The man who spawned Lara Croft has netted a £4 million bonus, despite his company issuing two profit warnings and recording operating losses of £27 million.

In total, Eidos chiefs collected bonuses worth £5.6 million in the last financial year, with Jeremy Heath-Smith bagging the biggest share, £4 million. The 39-year-old runs Core Design, Eidos' subsidiary responsible for the Tomb Raider family of computer games.

French games group Infogrames is believed to be keen to buy Eidos, though the company yesterday tried to talk down the probability of a deal.



Egg saw more cracks appear in its share price yesterday.
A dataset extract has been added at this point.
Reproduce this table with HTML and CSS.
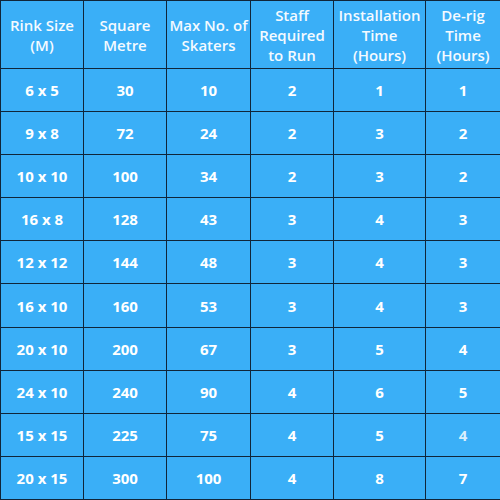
FILE: index.html
```html
<!DOCTYPE html>
<html>
<head>
<meta charset="utf-8">
<link rel="stylesheet" href="styles.css">
</head>
<body>
<table class="rink-table">
  <colgroup>
    <col class="c1"><col class="c2"><col class="c3"><col class="c4"><col class="c5"><col class="c6">
  </colgroup>
  <thead>
    <tr>
      <th>Rink Size<br>(M)</th>
      <th>Square<br>Metre</th>
      <th>Max No. of<br>Skaters</th>
      <th>Staff<br>Required<br>to Run</th>
      <th>Installation<br>Time<br>(Hours)</th>
      <th>De-rig<br>Time<br>(Hours)</th>
    </tr>
  </thead>
  <tbody>
    <tr><td>6 x 5</td><td>30</td><td>10</td><td>2</td><td>1</td><td>1</td></tr>
    <tr><td>9 x 8</td><td>72</td><td>24</td><td>2</td><td>3</td><td>2</td></tr>
    <tr><td>10 x 10</td><td>100</td><td>34</td><td>2</td><td>3</td><td>2</td></tr>
    <tr><td>16 x 8</td><td>128</td><td>43</td><td>3</td><td>4</td><td>3</td></tr>
    <tr><td>12 x 12</td><td>144</td><td>48</td><td>3</td><td>4</td><td>3</td></tr>
    <tr><td>16 x 10</td><td>160</td><td>53</td><td>3</td><td>4</td><td>3</td></tr>
    <tr><td>20 x 10</td><td>200</td><td>67</td><td>3</td><td>5</td><td>4</td></tr>
    <tr><td>24 x 10</td><td>240</td><td>90</td><td>4</td><td>6</td><td>5</td></tr>
    <tr><td>15 x 15</td><td>225</td><td>75</td><td>4</td><td>5</td><td class="faint">4</td></tr>
    <tr><td>20 x 15</td><td>300</td><td>100</td><td>4</td><td>8</td><td>7</td></tr>
  </tbody>
</table>
</body>
</html>
```
FILE: styles.css
```css
html, body {
  margin: 0;
  padding: 0;
  background: #3aaff7;
}
.rink-table {
  width: 500px;
  height: 500px;
  border-collapse: collapse;
  table-layout: fixed;
  font-family: "Open Sans", "Liberation Sans", sans-serif;
  font-weight: 700;
  color: #ffffff;
  background: #3aaff7;
}
.c1 { width: 83px; }
.c2 { width: 83px; }
.c3 { width: 84px; }
.c4 { width: 83px; }
.c5 { width: 92px; }
.c6 { width: 75px; }
.rink-table th,
.rink-table td {
  border: 1.5px solid #10263a;
  text-align: center;
  vertical-align: middle;
  padding: 0;
}
.rink-table th {
  height: 67px;
  font-size: 15px;
  line-height: 20px;
  font-weight: 600;
  color: #f4faff;
}
.rink-table td {
  height: 42px;
  font-size: 15px;
}
.faint { color: #d8eefc; }
```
The online bank's shares slid another seven pence to 143 pence - well below its offer price of 160 pence. "The honeymoon period has ended and the stock is a clear sell," analyst Stephen Kirk told

The Telegraph.


Ebookers, the online travel agent, is said to be planning another round of fundraising. As yet there has been no announcement from the company about a sum to be raised or who will be approached, but the venture capitalists have been mentioned as likely targets. Chairman Dinesh Dhamija said that he expects the company to move into profit in the next 12 months by drastically reducing the advertising budget.
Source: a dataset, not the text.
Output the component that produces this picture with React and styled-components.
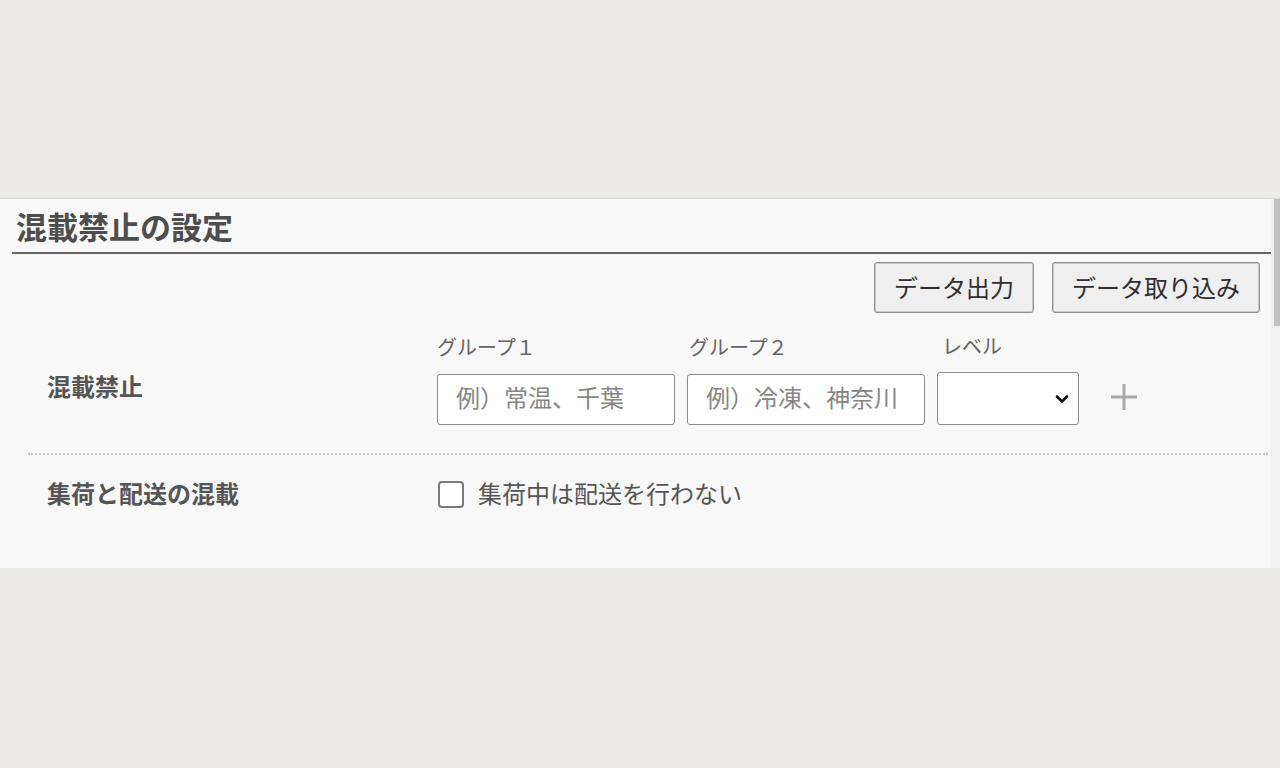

Fashionmall, the company that bought the boo.com brand, is at the centre of a privacy row following allegations that it used Boo's customer database.



Somewhat obliquely, the New York accountants and liquidators of Boo, KPMG, commented: "Some Boo customers may have been directly contacted by Fashionmall. We have instructed solicitors to contact their solicitors and ascertain what the circumstances are."

However, Fashionmall says that the use of some parts of the database was specifically covered by the contract when it bought Boo.



News and info supplier for mobiles iTouch has said it's worth between £280 million and £370 million. The company is preparing to float by the end of the month or just beyond.



Many are looking to the float as a subjective valuation of how much the whole mobile information market is worth. No one seems to know - the Independent says the valuation is at the "upper end of market expectations"; the Times says it is "near the bottom end of expectations". We think it's just right.



Video technology company Geo Interactive lost 11 per cent on its share price yesterday after directors said they might sell six per cent of the company. Several companies are thought to be interested in buying into Geo because it is working on getting video on mobile phones.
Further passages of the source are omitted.